Avoid Venues That Create Bad Dynamics
Some places are technically full of women but terrible for meeting them. The issue isn’t the number of women. It’s the atmosphere.
Avoid venues where:
- women are trapped or stressed
- people are intoxicated beyond reason
- the noise makes conversation impossible
- social roles are too rigid
- your presence will feel intrusive
Examples:
- a woman who is clearly at work is not there to be approached
- a packed club where no one can hear anything is not ideal for meaningful conversation
- a gym during peak workout time is usually a poor place to interrupt someone’s rhythm
This doesn’t mean you can never meet women in bars or social settings with alcohol. It means you should be careful. A tipsy, loud, unstable environment can make everything feel easier in the moment and worse later. You want a woman who can actually remember meeting you and feel good about it the next day.
That’s a real filter, by the way. If your best dating tactic depends on people barely remembering your name, it’s not a great tactic.
Think Like a Host, Not a Hunter
The right venue isn’t just about where she is. It’s about how you behave once you’re there.
A man who looks comfortable in a venue stands out more than a man who prowls around pretending not to be awkward. Sit down. Order something. Act like you belong there. If you’re moving around like a salesman with nowhere to go, women notice.
A few practical examples:
- At a café, read or work for a bit before talking to someone nearby. You look settled, not desperate.

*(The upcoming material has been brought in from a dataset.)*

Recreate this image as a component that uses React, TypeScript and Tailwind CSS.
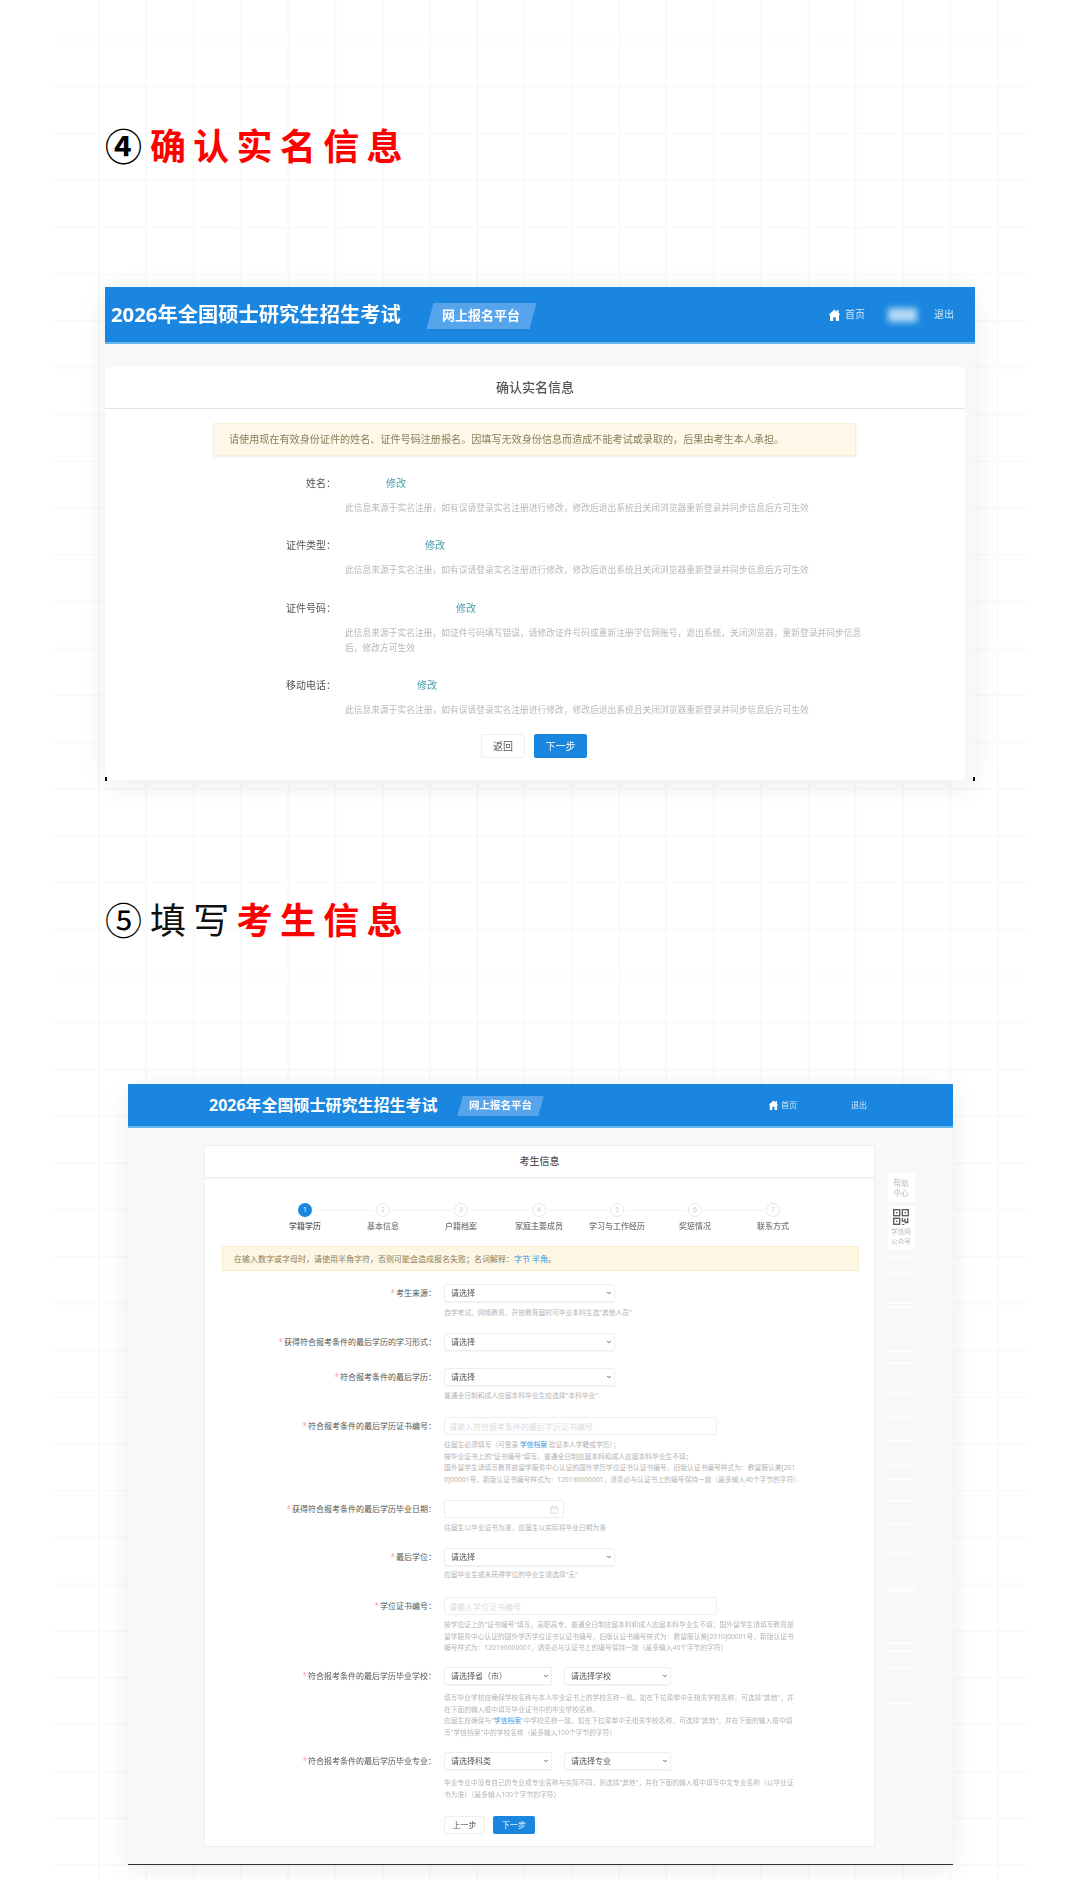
import React from "react";
import { Calendar, ChevronDown } from "lucide-react";

const CJK = "font-['Noto_Sans','Noto_Sans_CJK_SC',sans-serif]";

const longNote = "此信息来源于实名注册，如有误请登录实名注册进行修改，修改后退出系统且关闭浏览器重新登录并同步信息后方可生效";

const realNameRows = [
  { label: "姓名：", blank: "w-[35px]", top: "mt-[19px]", note: longNote },
  { label: "证件类型：", blank: "w-[74px]", top: "mt-[21px]", note: longNote },
  { label: "证件号码：", blank: "w-[105px]", top: "mt-[22px]", note: "此信息来源于实名注册，如证件号码填写错误，请修改证件号码或重新注册学信网账号，退出系统，关闭浏览器，重新登录并同步信息后，修改方可生效" },
  { label: "移动电话：", blank: "w-[66px]", top: "mt-[21px]", note: longNote },
];

const steps = ["学籍学历", "基本信息", "户籍档案", "家庭主要成员", "学习与工作经历", "奖惩情况", "联系方式"];

const railBars = ["mt-[7px]", "mt-[14px]", "mt-[27px]", "mt-[2px]", "mt-[19px]", "mt-[21px]", "mt-[10px]", "mt-[29px]", "mt-[22px]", "mt-[21px]", "mt-[23px]", "mt-[11px]", "mt-[20px]", "mt-[21px]", "mt-[28px]", "mt-[32px]", "mt-[1px]", "mt-[50px]", "mt-[6px]", "mt-[15px]", "mt-[33px]"];

const HomeIcon = ({ className }: { className: string }) => (
  <svg viewBox="0 0 11 12" className={className} fill="currentColor">
    <path d="M5.5 0.5 8 2.8V1h1.6v3.3L11 5.6 10 6.4V12H6.8V8.2H4.2V12H1V6.4L0 5.6z" />
  </svg>
);

const QrIcon = () => (
  <svg viewBox="0 0 16 16" className="mt-[3px] w-[16px] h-[16px] text-[#555555]" fill="none" stroke="currentColor" strokeWidth="1.3">
    <rect x="0.7" y="0.7" width="6" height="6" />
    <rect x="9.3" y="0.7" width="6" height="6" />
    <rect x="0.7" y="9.3" width="6" height="6" />
    <rect x="3" y="3" width="1.4" height="1.4" fill="currentColor" stroke="none" />
    <rect x="11.6" y="3" width="1.4" height="1.4" fill="currentColor" stroke="none" />
    <rect x="3" y="11.6" width="1.4" height="1.4" fill="currentColor" stroke="none" />
    <path d="M9.3 9v3.2h2.6V9.4M14.7 9v4.5h-3M9.3 15.6h2" />
  </svg>
);

const Header = ({ small }: { small?: boolean }) => (
  <div className={`flex items-center bg-[#1a86e0] border-b-2 border-[#63b5ea] text-white ${small ? "h-[44px] pl-[81px] pr-[86px]" : "h-[57px] pl-[6px] pr-[21px]"}`}>
    <div className={`font-bold whitespace-nowrap ${small ? "text-[16px]" : "text-[20.3px]"}`}>2026年全国硕士研究生招生考试</div>
    <div className={`flex items-center justify-center -skew-x-[15deg] bg-[#55a4ec] ${small ? "ml-[22px] mt-[2px] w-[81px] h-[20px]" : "ml-[29px] mt-[2px] w-[103px] h-[26px]"}`}>
      <span className={`skew-x-[15deg] font-bold whitespace-nowrap ${small ? "text-[10.5px]" : "text-[13px]"}`}>网上报名平台</span>
    </div>
    <div className={`ml-auto flex items-center ${small ? "text-[8px]" : "text-[10px]"}`}>
      <HomeIcon className={small ? "w-[9px] h-[10px] mr-[3px]" : "w-[11px] h-[12px] mr-[5px]"} />
      <span className="opacity-80">首页</span>
      {small ? (
        <span className="ml-[54px] opacity-80">退出</span>
      ) : (
        <>
          <div className="ml-[23px] w-[29px] h-[14px] bg-[#b4d9f6] blur-[3px]" />
          <span className="ml-[17px] opacity-80">退出</span>
        </>
      )}
    </div>
  </div>
);

const Help = ({ className, children }: { className?: string; children: React.ReactNode }) => (
  <div className={`text-[6.75px] leading-[11.5px] text-[#b5b5b5] whitespace-nowrap ${className ?? ""}`}>{children}</div>
);

const Pick = ({ text, width }: { text: string; width: string }) => (
  <div className={`relative h-[18px] ${width}`}>
    <select className="block w-full h-[18px] pl-[6px] appearance-none bg-white border border-[#eeeeee] rounded-[2px] shadow-[0_1px_1px_rgba(0,0,0,0.04)] text-[8px] text-[#555555]">
      <option>{text}</option>
    </select>
    <ChevronDown className="absolute right-[3px] top-[6px] w-[6px] h-[6px] text-[#555555]" strokeWidth={3.5} />
  </div>
);

const TextBox = ({ placeholder }: { placeholder: string }) => (
  <input readOnly placeholder={placeholder} className="block w-[273px] h-[18px] px-[4px] bg-white border border-[#eeeeee] rounded-[2px] text-[8px] placeholder:text-[#dcdcdc]" />
);

const FormRow = ({ label, height, children }: { label: string; height: string; children: React.ReactNode }) => (
  <div className={`flex ${height}`}>
    <div className="w-[231px] h-[18px] flex items-center justify-end text-[8px] text-[#555555] whitespace-nowrap">
      <span className="text-[#f3a5ad] mr-[1px]">*</span>
      {label}
    </div>
    <div className="ml-[8px]">{children}</div>
  </div>
);

const Link = ({ children }: { children: React.ReactNode }) => <span className="text-[#3b97e3]">{children}</span>;

export default function App() {
  return (
    <div className={`w-[1080px] h-[1880px] overflow-hidden bg-white ${CJK}`}>
      <div className="ml-[54px] w-[972px] h-[1880px] overflow-hidden bg-[linear-gradient(to_right,#f9f9f9_2px,transparent_2px),linear-gradient(to_bottom,#fafafa_2px,transparent_2px)] bg-[size:47.3px_46.8px] bg-[position:44px_39px]">
        {/* step 4 */}
        <div className="pt-[124px] pl-[51px] h-[287px]">
          <div className="flex items-center h-[46px] whitespace-nowrap">
            <span className="w-[45px] text-[37px] leading-[46px] font-bold text-black">④</span>
            <span className="text-[36px] leading-[46px] tracking-[7.3px] font-bold text-[#ff0000]">确认实名信息</span>
          </div>
        </div>

        <div className="relative ml-[51px] w-[870px] h-[494px] bg-[#f7f8fa] shadow-[0_4px_24px_rgba(0,0,0,0.08)] blur-[0.4px]">
          <Header />
          <div className="mt-[23px] w-[860px] h-[413px] bg-white">
            <div className="h-[42px] flex items-center justify-center border-b border-[#e3e3e3] text-[13px] font-medium text-[#555555]">确认实名信息</div>
            <div className="ml-[108px] mt-[14px] w-[643px] h-[33px] pl-[15px] flex items-center bg-[#fdf8e8] border border-[#f6eed6] rounded-[2px] shadow-[0_1px_2px_rgba(0,0,0,0.08)] text-[10.1px] text-[#8c7d5c] whitespace-nowrap">
              请使用现在有效身份证件的姓名、证件号码注册报名。因填写无效身份信息而造成不能考试或录取的，后果由考生本人承担。
            </div>
            {realNameRows.map((row) => (
              <div key={row.label} className={row.top}>
                <div className="flex items-center h-[16px] text-[10px]">
                  <div className="w-[231px] text-right text-[#555555]">{row.label}</div>
                  <div className={row.blank} />
                  <div className="ml-[15px] text-[#4a9fb0]">修改</div>
                </div>
                <div className="ml-[240px] mt-[10px] w-[518px] text-[8.75px] leading-[15px] text-[#b8b8b8]">{row.note}</div>
              </div>
            ))}
            <div className="mt-[16px] ml-[376px] flex gap-[9px] text-[10px]">
              <div className="w-[44px] h-[24px] flex items-center justify-center bg-white border border-[#eeeeee] rounded-[2px] text-[#555555]">返回</div>
              <div className="w-[53px] h-[24px] flex items-center justify-center bg-[#1a86e0] rounded-[2px] text-white">下一步</div>
            </div>
          </div>
          <div className="absolute left-0 bottom-0 w-[2px] h-[4px] bg-black" />
          <div className="absolute right-0 bottom-0 w-[2px] h-[4px] bg-black" />
        </div>

        {/* step 5 */}
        <div className="pt-[117px] pl-[51px] h-[303px]">
          <div className="flex items-center h-[46px] whitespace-nowrap">
            <span className="w-[45px] text-[37px] leading-[46px] text-black">⑤</span>
            <span className="text-[36px] leading-[46px] tracking-[7.3px] text-[#111111]">填写</span>
            <span className="text-[36px] leading-[46px] tracking-[7.3px] font-bold text-[#ff0000]">考生信息</span>
          </div>
        </div>

        <div className="ml-[74px] w-[825px] h-[781px] bg-[#f7f8fa] border-b border-[#333333] shadow-[0_4px_24px_rgba(0,0,0,0.08)] blur-[0.4px]">
          <Header small />
          <div className="flex">
            <div className="ml-[76px] mt-[17px] w-[671px] h-[702px] bg-white border border-[#eeeeee]">
              <div className="h-[33px] flex items-center justify-center border-b-2 border-[#f1f1f1] text-[10px] font-medium text-[#555555]">考生信息</div>

              <div className="ml-[61px] mt-[24px] flex">
                {steps.map((step, i) => (
                  <div key={step} className="relative w-[78px] flex flex-col items-center">
                    <div className={`w-[14px] h-[14px] flex items-center justify-center rounded-full text-[7px] ${i === 0 ? "bg-[#1a86e0] text-white" : "bg-white border border-[#e6e6e6] text-[#c8c8c8]"}`}>{i + 1}</div>
                    {i < 6 && <div className="absolute top-[7px] left-[49px] w-[58px] h-px bg-[#f0f0f0]" />}
                    <div className={`mt-[3px] text-[8px] leading-[12px] whitespace-nowrap font-medium ${i === 0 ? "text-[#555555]" : "text-[#777777]"}`}>{step}</div>
                  </div>
                ))}
              </div>

              <div className="ml-[17px] mt-[14px] w-[637px] h-[25px] pl-[11px] flex items-center bg-[#fdf6e3] border border-[#fbeecb] rounded-[2px] text-[8px] text-[#8c7d5c] whitespace-nowrap">
                在输入数字或字母时，请使用半角字符，否则可能会造成报名失败；名词解释：
                <Link>字节 半角</Link>。
              </div>

              <div className="mt-[13px]">
                <FormRow label="考生来源：" height="h-[49px]">
                  <Pick text="请选择" width="w-[171px]" />
                  <Help className="mt-[5px]">自学考试、网络教育、开放教育届时可毕业本科生选"其他人员"</Help>
                </FormRow>
                <FormRow label="获得符合报考条件的最后学历的学习形式：" height="h-[35px]">
                  <Pick text="请选择" width="w-[171px]" />
                </FormRow>
                <FormRow label="符合报考条件的最后学历：" height="h-[49px]">
                  <Pick text="请选择" width="w-[171px]" />
                  <Help className="mt-[4px]">普通全日制和成人应届本科毕业生应选择"本科毕业"</Help>
                </FormRow>
                <FormRow label="符合报考条件的最后学历证书编号：" height="h-[83px]">
                  <TextBox placeholder="请输入符合报考条件的最后学历证书编号" />
                  <Help className="mt-[4px]">
                    往届生必须填写（可登录 <Link>学信档案</Link> 验证本人学籍或学历）；
                    <br />
                    按毕业证书上的"证书编号"填写。普通全日制应届本科和成人应届本科毕业生不填；
                    <br />
                    国外留学生请填写教育部留学服务中心认证的国外学历学位证书认证书编号，旧版认证书编号样式为：教留服认美[201
                    <br />
                    0]00001号，新版认证书编号样式为：120190000001，请务必与认证书上的编号保持一致（最多输入40个字节的字符）
                  </Help>
                </FormRow>
                <FormRow label="获得符合报考条件的最后学历毕业日期：" height="h-[48px]">
                  <div className="w-[120px] h-[18px] pr-[4px] flex items-center justify-end bg-white border border-[#eeeeee] rounded-[2px]">
                    <Calendar className="w-[9px] h-[9px] text-[#d5d5d5]" />
                  </div>
                  <Help className="mt-[4px]">往届生以毕业证书为准，应届生以实际将毕业日期为准</Help>
                </FormRow>
                <FormRow label="最后学位：" height="h-[49px]">
                  <Pick text="请选择" width="w-[171px]" />
                  <Help className="mt-[3px]">应届毕业生或未获得学位的毕业生请选择"无"</Help>
                </FormRow>
                <FormRow label="学位证书编号：" height="h-[70px]">
                  <TextBox placeholder="请输入学位证书编号" />
                  <Help className="mt-[4px]">
                    按学位证上的"证书编号"填写。高职高专、普通全日制应届本科和成人应届本科毕业生不填；国外留学生请填写教育部
                    <br />
                    留学服务中心认证的国外学历学位证书认证书编号，旧版认证书编号样式为：教留服认美[2010]00001号，新版认证书
                    <br />
                    编号样式为：120190000001，请务必与认证书上的编号保持一致（最多输入40个字节的字符）
                  </Help>
                </FormRow>
                <FormRow label="符合报考条件的最后学历毕业学校：" height="h-[85px]">
                  <div className="flex gap-[12px]">
                    <Pick text="请选择省（市）" width="w-[108px]" />
                    <Pick text="请选择学校" width="w-[107px]" />
                  </div>
                  <Help className="mt-[7px]">
                    填写毕业学校应确保学校名称与本人毕业证书上的学校名称一致。如在下拉菜单中无相关学校名称，可选择"其他"，并
                    <br />
                    在下面的输入框中填写毕业证书中的毕业学校名称。
                    <br />
                    应届生应确保与"<Link>学信档案</Link>"中学校名称一致。如在下拉菜单中无相关学校名称，可选择"其他"，并在下面的输入框中填
                    <br />
                    写"学信档案"中的学校名称（最多输入100个字节的字符）
                  </Help>
                </FormRow>
                <FormRow label="符合报考条件的最后学历毕业专业：" height="h-[64px]">
                  <div className="flex gap-[12px]">
                    <Pick text="请选择科类" width="w-[108px]" />
                    <Pick text="请选择专业" width="w-[107px]" />
                  </div>
                  <Help className="mt-[7px]">
                    毕业专业中没有自己的专业或专业名称与实际不同，则选择"其他"，并在下面的输入框中填写中文专业名称（以毕业证
                    <br />
                    书为准）（最多输入100个字节的字符）
                  </Help>
                </FormRow>
              </div>

              <div className="ml-[239px] flex gap-[8px] text-[8px]">
                <div className="w-[41px] h-[18px] flex items-center justify-center bg-white border border-[#eeeeee] rounded-[2px] text-[#555555]">上一步</div>
                <div className="w-[42px] h-[18px] flex items-center justify-center bg-[#1a86e0] rounded-[2px] text-white">下一步</div>
              </div>
            </div>

            {/* help rail */}
            <div className="ml-[12px] mt-[45px] w-[28px] flex flex-col items-center">
              <div className="w-[27px] h-[29px] flex items-center justify-center bg-white rounded-[2px] text-[7.5px] leading-[10px] text-center text-[#bbbbbb]">帮助<br />中心</div>
              <div className="mt-[4px] w-[27px] h-[44px] flex flex-col items-center bg-white rounded-[2px]">
                <QrIcon />
                <div className="mt-[2px] text-[6.5px] leading-[9.5px] text-center text-[#bbbbbb]">学信网<br />公众号</div>
              </div>
              {railBars.map((gap, i) => (
                <div key={i} className={`w-[28px] h-[2px] bg-white/70 ${gap}`} />
              ))}
            </div>
          </div>
        </div>
      </div>
    </div>
  );
}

- At a bar, talk to the bartender or a friend first. It makes you look socially anchored.
- At an event, join a conversation naturally instead of hovering at the edge like you’re waiting for your turn to be interesting.
The venue should support your presence, not expose your neediness. When you seem like a man who came to enjoy the place, people relax around you. When you seem like a man who came only to extract a date from the room, the room feels that too.
The best venue is the one where you can breathe, blend in, and still make a move without looking like you’re trying to win a scavenger hunt.